The bulk of the 43rd division left Tateyama, Chiba on 14 May 1944 and reached Saipan uneventfully on 19 May 1944. It was the last successful (8th) of the so-called Pine transport transfers. The 118th infantry regiment was late for the 8th Pine transport, which sailed from Yokohama on 29 May 1944 as convoy 3530, and suffered two-thirds losses from a US submarine attack on 4 June 1944 before arriving in Saipan on 9 June 1944.

About 9000 troops and 13 artillery pieces of the 43rd division then dug in around Mount Tapochau, with the rest spread over the southern part of Saipan island. Overall, the 43rd division managed to add one line of trenches to the pre-existing defences before the arrival of the US invasion fleet on 13 June 1944.

The battle of Saipan began with US landings on 15 June 1944. On 17 June 1944 at 2:30 a.m., a large counter-attack was performed by the 43rd division together with the 9th armored regiment of the 1st tank division. Although the division was able to re-capture the local high ground around Hinashita hill, the Japanese gains were dramatically reversed in the morning of 18 June 1944, when the US forces captured Hinashita hill and an airfield in the south of the island largely intact. By 24 June 1944, the 43rd division was reduced to four battalions of infantry and a half-battalion of artillery.
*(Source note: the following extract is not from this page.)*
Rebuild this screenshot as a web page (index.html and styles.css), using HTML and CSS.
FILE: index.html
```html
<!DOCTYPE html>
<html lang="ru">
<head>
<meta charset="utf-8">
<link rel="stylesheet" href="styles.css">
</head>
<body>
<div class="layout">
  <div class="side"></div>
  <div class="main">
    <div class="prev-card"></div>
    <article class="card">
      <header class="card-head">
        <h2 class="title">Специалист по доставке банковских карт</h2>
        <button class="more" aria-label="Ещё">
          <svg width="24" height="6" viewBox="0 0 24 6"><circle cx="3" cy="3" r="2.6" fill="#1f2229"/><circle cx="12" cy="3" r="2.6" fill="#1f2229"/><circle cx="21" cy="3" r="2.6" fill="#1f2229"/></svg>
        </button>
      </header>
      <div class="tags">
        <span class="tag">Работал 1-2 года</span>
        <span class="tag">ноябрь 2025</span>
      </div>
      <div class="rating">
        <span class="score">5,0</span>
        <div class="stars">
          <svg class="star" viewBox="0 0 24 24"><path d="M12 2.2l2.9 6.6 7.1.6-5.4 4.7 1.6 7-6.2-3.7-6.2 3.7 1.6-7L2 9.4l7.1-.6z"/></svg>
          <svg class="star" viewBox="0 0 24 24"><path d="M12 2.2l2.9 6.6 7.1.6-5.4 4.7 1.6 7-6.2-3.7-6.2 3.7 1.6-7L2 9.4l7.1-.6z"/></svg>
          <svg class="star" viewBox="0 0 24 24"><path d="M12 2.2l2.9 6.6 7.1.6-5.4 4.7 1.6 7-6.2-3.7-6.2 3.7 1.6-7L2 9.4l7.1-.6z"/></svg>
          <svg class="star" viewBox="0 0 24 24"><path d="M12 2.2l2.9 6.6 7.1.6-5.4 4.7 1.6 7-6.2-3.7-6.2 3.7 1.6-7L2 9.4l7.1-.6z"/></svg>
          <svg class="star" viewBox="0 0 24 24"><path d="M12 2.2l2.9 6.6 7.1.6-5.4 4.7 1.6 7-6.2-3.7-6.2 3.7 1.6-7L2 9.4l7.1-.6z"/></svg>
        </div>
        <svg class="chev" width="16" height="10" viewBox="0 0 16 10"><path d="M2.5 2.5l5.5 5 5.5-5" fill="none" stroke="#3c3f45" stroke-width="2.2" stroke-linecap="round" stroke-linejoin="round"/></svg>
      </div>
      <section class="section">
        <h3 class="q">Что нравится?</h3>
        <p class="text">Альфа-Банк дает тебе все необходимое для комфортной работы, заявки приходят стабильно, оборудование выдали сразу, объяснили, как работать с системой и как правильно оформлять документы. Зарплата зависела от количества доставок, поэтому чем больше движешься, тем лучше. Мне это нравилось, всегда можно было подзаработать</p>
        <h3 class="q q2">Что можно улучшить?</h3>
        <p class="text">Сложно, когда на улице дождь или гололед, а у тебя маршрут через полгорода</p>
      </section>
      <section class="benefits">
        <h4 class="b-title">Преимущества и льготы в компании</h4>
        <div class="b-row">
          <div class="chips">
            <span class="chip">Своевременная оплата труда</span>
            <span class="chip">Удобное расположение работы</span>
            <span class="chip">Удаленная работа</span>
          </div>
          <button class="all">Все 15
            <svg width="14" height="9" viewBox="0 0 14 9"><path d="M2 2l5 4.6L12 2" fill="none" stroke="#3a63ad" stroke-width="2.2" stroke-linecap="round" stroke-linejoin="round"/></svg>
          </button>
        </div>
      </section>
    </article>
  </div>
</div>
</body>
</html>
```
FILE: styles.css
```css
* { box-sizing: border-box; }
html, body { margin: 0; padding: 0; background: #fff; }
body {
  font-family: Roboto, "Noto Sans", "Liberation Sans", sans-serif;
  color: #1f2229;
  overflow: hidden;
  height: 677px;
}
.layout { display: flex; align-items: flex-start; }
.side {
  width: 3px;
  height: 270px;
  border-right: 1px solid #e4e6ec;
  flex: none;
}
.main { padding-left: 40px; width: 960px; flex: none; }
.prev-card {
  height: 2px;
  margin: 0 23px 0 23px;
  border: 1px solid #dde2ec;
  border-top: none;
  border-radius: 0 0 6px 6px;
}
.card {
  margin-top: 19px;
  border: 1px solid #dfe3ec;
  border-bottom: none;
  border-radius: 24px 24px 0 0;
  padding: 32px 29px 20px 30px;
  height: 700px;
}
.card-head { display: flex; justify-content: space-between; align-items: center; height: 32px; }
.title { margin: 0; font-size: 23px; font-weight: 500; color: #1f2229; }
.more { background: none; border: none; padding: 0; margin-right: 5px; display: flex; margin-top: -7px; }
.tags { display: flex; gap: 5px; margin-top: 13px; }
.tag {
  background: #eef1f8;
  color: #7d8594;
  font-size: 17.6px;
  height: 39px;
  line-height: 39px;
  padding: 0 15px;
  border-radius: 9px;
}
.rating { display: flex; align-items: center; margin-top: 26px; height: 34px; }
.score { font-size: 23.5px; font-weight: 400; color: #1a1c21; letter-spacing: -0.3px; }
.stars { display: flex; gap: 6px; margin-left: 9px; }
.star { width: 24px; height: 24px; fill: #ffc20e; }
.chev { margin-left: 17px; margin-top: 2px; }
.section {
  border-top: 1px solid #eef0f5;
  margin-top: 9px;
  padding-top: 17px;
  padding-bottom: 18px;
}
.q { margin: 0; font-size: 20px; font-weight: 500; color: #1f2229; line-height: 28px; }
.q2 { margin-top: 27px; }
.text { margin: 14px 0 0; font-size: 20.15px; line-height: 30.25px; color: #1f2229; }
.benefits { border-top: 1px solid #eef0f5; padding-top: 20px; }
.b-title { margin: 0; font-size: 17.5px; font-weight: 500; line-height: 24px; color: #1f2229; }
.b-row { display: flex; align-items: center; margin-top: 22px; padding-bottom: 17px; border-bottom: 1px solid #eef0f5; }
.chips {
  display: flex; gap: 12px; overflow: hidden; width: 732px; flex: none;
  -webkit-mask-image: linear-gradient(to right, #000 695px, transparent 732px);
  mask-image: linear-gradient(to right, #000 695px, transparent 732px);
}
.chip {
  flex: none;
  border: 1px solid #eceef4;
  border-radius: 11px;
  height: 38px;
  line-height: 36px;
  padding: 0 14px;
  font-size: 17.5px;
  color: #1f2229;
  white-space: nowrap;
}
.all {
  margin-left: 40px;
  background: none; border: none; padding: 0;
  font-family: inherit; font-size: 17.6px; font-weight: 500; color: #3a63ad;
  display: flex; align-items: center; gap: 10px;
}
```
On 27 June 1944, as the Mount Tapochau defences were failing rapidly, Yoshitsugu Saitō, the 43rd division commander, radioed Tokyo asking for either reinforcements or evacuation by air. At that point, he estimated resistance could continue until 10 July 1944. By 5 July 1944 the position of the 43rd division was hopeless, so Yoshitsugu Saitō ordered to prepare for a suicidal banzai charge, starting at the dawn of 7 July 1944 with a force of 4,000 men, most of them already wounded. The 43rd division was annihilated in this banzai charge, killing 658 US servicemen in its final day.